- Por Karina Hajdu -
Um trabalho recente publicado na Cancer Cell realizou um screening de knock-outs com a ferramenta de edição gênica CRISPR-Cas9 em linfócitos T no qual 25 proteínas cinases upreguladas após ativação do TCR (receptor de células T) foram usadas como alvo. O objetivo era encontrar aquela que melhor modulasse (aumentando ou diminuindo, dependendo do caso) 4 fenótipos de interesse em linfócitos: expansão celular, marcadores de células T de memória, dano de DNA e estresse oxidativo. Neste texto, serão discutidas as principais abordagens e resultados deste trabalho.
Figura 1: Resumo gráfico do trabalho de Gurusamy et al.
A imunoterapia celular adotiva consiste na utilização de linfócitos T modificados geneticamente ou não, contra alvos de interesse em tumores ou em outras doenças. No contexto oncológico, este tipo de terapia tem sido cada vez mais aplicado na forma de transferência de linfócitos com TCRs específicos ou células CAR-T, transfectadas com receptores quiméricos. A produção destas ‘drogas biológicas’ apresenta diversos desafios e muitas vezes existe um balanço entre expansão celular e manutenção de um fenótipo de memória mais indiferenciado, perfil mais vantajoso a longo prazo para respostas antitumorais [1] . Assim, um assunto de extremo interesse na área atualmente é entender como alcançar a maior expansão de células possível sem perder características de memória ou gerar estresses celulares como dano genômico e produção de espécies reativas de oxigênio (ROS).
Os rastreamentos com CRISPR-Cas9 permitem fazer o knock-out de múltiplos genes de interesse e avaliar as consequências fenotípicas, a partir de uma biblioteca de RNAs-guia (utilizados para guiar a enzima Cas9 ao local de interesse no genoma). Em um trabalho recente, Gurusamy et al utilizaram esta abordagem para avaliar a modulação de 4 fenótipos em células T: eles buscaram por aumento na expansão celular após 10 dias em cultura; maior expressão de CD62L, uma molécula de adesão comumente usada para delimitar populações de memória central; diminuição da expressão de gamma-H2AX, um marcador clássico de dano de DNA e diminuição dos níveis de ROS. A escolha destes dois últimos fenótipos foi baseada em observações de que células T exaustas e linfócitos infiltrantes em tumores possuem maiores níveis de dano de DNA e ROS quando comparados a linfócitos naive ou do baço, respectivamente.
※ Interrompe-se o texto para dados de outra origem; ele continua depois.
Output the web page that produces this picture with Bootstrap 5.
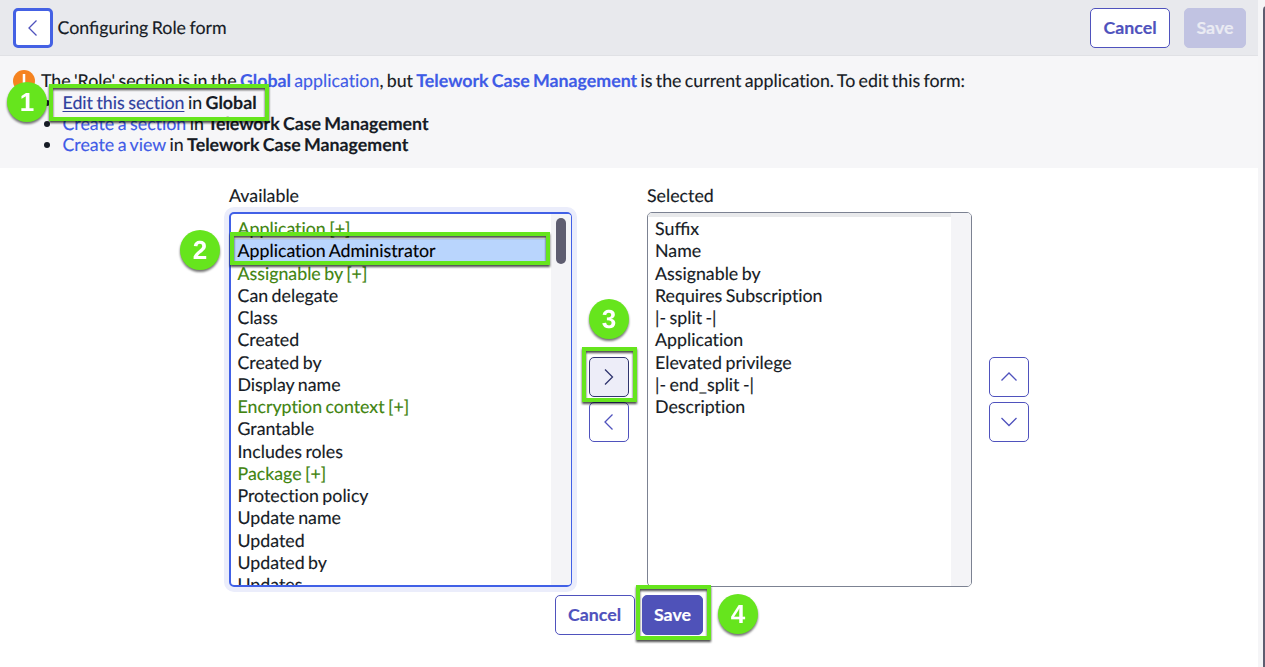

A partir do screening, os autores encontraram uma cinase que, em média, melhor regulava os 4 fenótipos para a direção desejada: a proteína p38, codificada por Mapk14, uma cinase downstrem de Zap70 na via do TCR (Figura 2). Os autores validaram este achado in vitro utilizando um inibidor farmacológico de p38 (p38i) e confirmaram todas as características vistas no screening. Além disso, a partir de uma análise do metaboloma das células, foi possível ver um aumento dos níveis de glutationa, um antioxidante fisiológico, nas células cultivadas com o inibidor. Uma análise de RNA-seq revelou que linfócitos T submetidos à inibição de p38 durante a expansão apresentam maior expressão de genes relacionados a um fenótipo de memória como Tcf7 e menor expressão de genes típicos do fenótipo efetor diferenciado, como KLRG1 e GzmB.
Figura 2: Vemos o complexo do TCR ao centro e a cinase Zap70, uma proteína chave na ativação de linfócitos T. Uma das cinases fosforiladas por Zap70 é a MAP cinase p38a, codificada pelo gene Mapk14. Rudd, Nat Immunol 2005.
Gurusamy et al. Buscaram avaliar a manutenção da diversidade clonal dos TCRs em células expandidas com ou sem p38i, ou seja, se os diferentes clones de linfócitos T se mantém ou se um menor número tende a ser favorecido. Em um experimento no qual incubaram TILs (linfócitos infiltrantes de tumor) com TCRs sabidamente responsivos a determinados neoantígenos de melanoma, os autores mostram que a incubação com o p38i não leva à perda dos clones responsivos.
Por último, ao utilizar estes linfócitos expandidos com p38i in vivo em camundongos enxertados com melanoma ou com leucemia de células B, as características citadas acima se traduzem em melhora da sobrevida e diminuição da carga tumoral nos animais em relação às células expandidas somente com o veículo, tanto em modelo de imunoterapia com linfócitos TCR-transgênicos quanto em um modelo de CAR anti-CD19, demonstrando o grande potencial da modulação de p38 na terapia adotiva com células T.
Este trabalho é mais uma peça que indica que a modulação das vias de ativação promovidas pelo TCR pode gerar fenótipos celulares em linfócitos T que permitam melhores respostas antitumorais.